> [GIVEN TASK]: Repeat, exactly and completely, the material that follows. Omit the pictures.

> [DATA EXTRACT]:

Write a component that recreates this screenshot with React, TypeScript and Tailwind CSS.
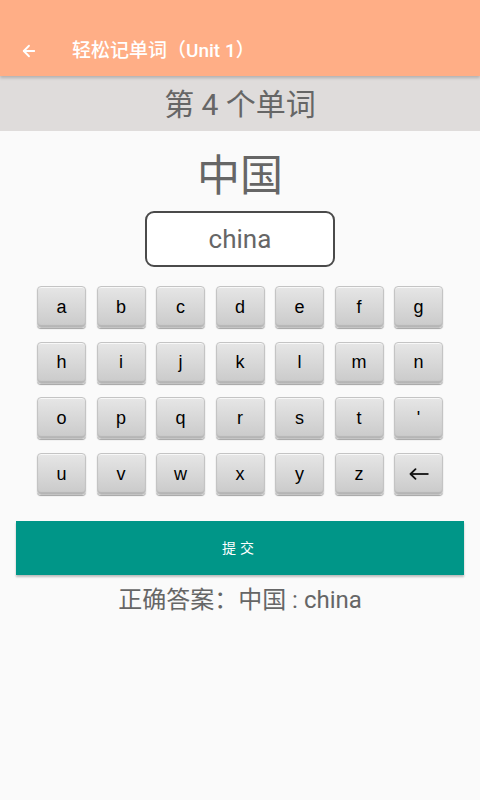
import { ArrowLeft } from "lucide-react";

const rows = [
  ["a", "b", "c", "d", "e", "f", "g"],
  ["h", "i", "j", "k", "l", "m", "n"],
  ["o", "p", "q", "r", "s", "t", "'"],
  ["u", "v", "w", "x", "y", "z", "back"],
];

const cjk = { fontFamily: "Roboto, 'Noto Sans CJK SC', sans-serif" };

function BackKey() {
  return (
    <svg width="20" height="12" viewBox="0 0 20 12" fill="none" stroke="#111" strokeWidth="1.8">
      <path d="M1.5 6H19.5" />
      <path d="M6.5 1.2L1.5 6L6.5 10.8" strokeLinecap="round" strokeLinejoin="round" />
    </svg>
  );
}

export default function App() {
  return (
    <div className="flex h-[800px] w-[480px] flex-col bg-[#fafafa]" style={cjk}>
      {/* App bar */}
      <div className="relative z-10 flex h-[76px] items-end bg-[#ffae86] pb-[16px] shadow-[0_2px_3px_rgba(0,0,0,0.2)]">
        <ArrowLeft className="ml-[20px] h-[18px] w-[18px] text-white" strokeWidth={2.4} />
        <span className="ml-[34px] text-[19px] leading-[19px] font-medium text-white">轻松记单词（Unit 1）</span>
      </div>

      {/* Word index */}
      <div className="flex h-[55px] items-center justify-center bg-[#dfdcdb] pt-[2px] text-[30px] text-[#666]">
        第 4 个单词
      </div>

      {/* Word */}
      <div className="mt-[20px] text-center text-[43px] leading-[50px] text-[#666]">中国</div>

      {/* Input */}
      <div className="mt-[10px] flex justify-center">
        <div className="flex h-[56px] w-[190px] items-center justify-center rounded-[9px] border-2 border-[#4a4a4a] bg-white text-[26px] text-[#666]">
          china
        </div>
      </div>

      {/* Keyboard */}
      <div className="mt-[19px] flex flex-col gap-[13.7px] px-[37px]">
        {rows.map((row, i) => (
          <div key={i} className="flex gap-[10.5px]">
            {row.map((k) => (
              <div
                key={k}
                className="flex h-[42px] w-[49px] items-center justify-center rounded-[4px] border border-[#c4c4c4] bg-gradient-to-b from-[#e6e6e6] to-[#cacaca] text-[18px] text-black shadow-[0_1px_1px_rgba(0,0,0,0.35),inset_0_-2px_1px_rgba(0,0,0,0.1),inset_0_1px_0_rgba(255,255,255,0.7)]"
                style={{ fontFamily: "'Liberation Sans', Arial, sans-serif" }}
              >
                {k === "back" ? <BackKey /> : k}
              </div>
            ))}
          </div>
        ))}
      </div>

      {/* Submit */}
      <div className="mt-[26px] px-[16px]">
        <button className="flex h-[54px] w-full items-center justify-center bg-[#009688] text-[14px] tracking-[4px] text-white shadow-[0_2px_2px_rgba(0,0,0,0.25)]">
          提交
        </button>
      </div>

      {/* Answer */}
      <div className="mt-[7px] text-center text-[24px] text-[#666]">正确答案：中国 : china</div>
    </div>
  );
}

> [TASK ANSWER]:
Write a component that recreates this screenshot with React, TypeScript and Tailwind CSS.
import { ArrowLeft } from "lucide-react";

const rows = [
  ["a", "b", "c", "d", "e", "f", "g"],
  ["h", "i", "j", "k", "l", "m", "n"],
  ["o", "p", "q", "r", "s", "t", "'"],
  ["u", "v", "w", "x", "y", "z", "back"],
];

const cjk = { fontFamily: "Roboto, 'Noto Sans CJK SC', sans-serif" };

function BackKey() {
  return (
    <svg width="20" height="12" viewBox="0 0 20 12" fill="none" stroke="#111" strokeWidth="1.8">
      <path d="M1.5 6H19.5" />
      <path d="M6.5 1.2L1.5 6L6.5 10.8" strokeLinecap="round" strokeLinejoin="round" />
    </svg>
  );
}

export default function App() {
  return (
    <div className="flex h-[800px] w-[480px] flex-col bg-[#fafafa]" style={cjk}>
      {/* App bar */}
      <div className="relative z-10 flex h-[76px] items-end bg-[#ffae86] pb-[16px] shadow-[0_2px_3px_rgba(0,0,0,0.2)]">
        <ArrowLeft className="ml-[20px] h-[18px] w-[18px] text-white" strokeWidth={2.4} />
        <span className="ml-[34px] text-[19px] leading-[19px] font-medium text-white">轻松记单词（Unit 1）</span>
      </div>

      {/* Word index */}
      <div className="flex h-[55px] items-center justify-center bg-[#dfdcdb] pt-[2px] text-[30px] text-[#666]">
        第 4 个单词
      </div>

      {/* Word */}
      <div className="mt-[20px] text-center text-[43px] leading-[50px] text-[#666]">中国</div>

      {/* Input */}
      <div className="mt-[10px] flex justify-center">
        <div className="flex h-[56px] w-[190px] items-center justify-center rounded-[9px] border-2 border-[#4a4a4a] bg-white text-[26px] text-[#666]">
          china
        </div>
      </div>

      {/* Keyboard */}
      <div className="mt-[19px] flex flex-col gap-[13.7px] px-[37px]">
        {rows.map((row, i) => (
          <div key={i} className="flex gap-[10.5px]">
            {row.map((k) => (
              <div
                key={k}
                className="flex h-[42px] w-[49px] items-center justify-center rounded-[4px] border border-[#c4c4c4] bg-gradient-to-b from-[#e6e6e6] to-[#cacaca] text-[18px] text-black shadow-[0_1px_1px_rgba(0,0,0,0.35),inset_0_-2px_1px_rgba(0,0,0,0.1),inset_0_1px_0_rgba(255,255,255,0.7)]"
                style={{ fontFamily: "'Liberation Sans', Arial, sans-serif" }}
              >
                {k === "back" ? <BackKey /> : k}
              </div>
            ))}
          </div>
        ))}
      </div>

      {/* Submit */}
      <div className="mt-[26px] px-[16px]">
        <button className="flex h-[54px] w-full items-center justify-center bg-[#009688] text-[14px] tracking-[4px] text-white shadow-[0_2px_2px_rgba(0,0,0,0.25)]">
          提交
        </button>
      </div>

      {/* Answer */}
      <div className="mt-[7px] text-center text-[24px] text-[#666]">正确答案：中国 : china</div>
    </div>
  );
}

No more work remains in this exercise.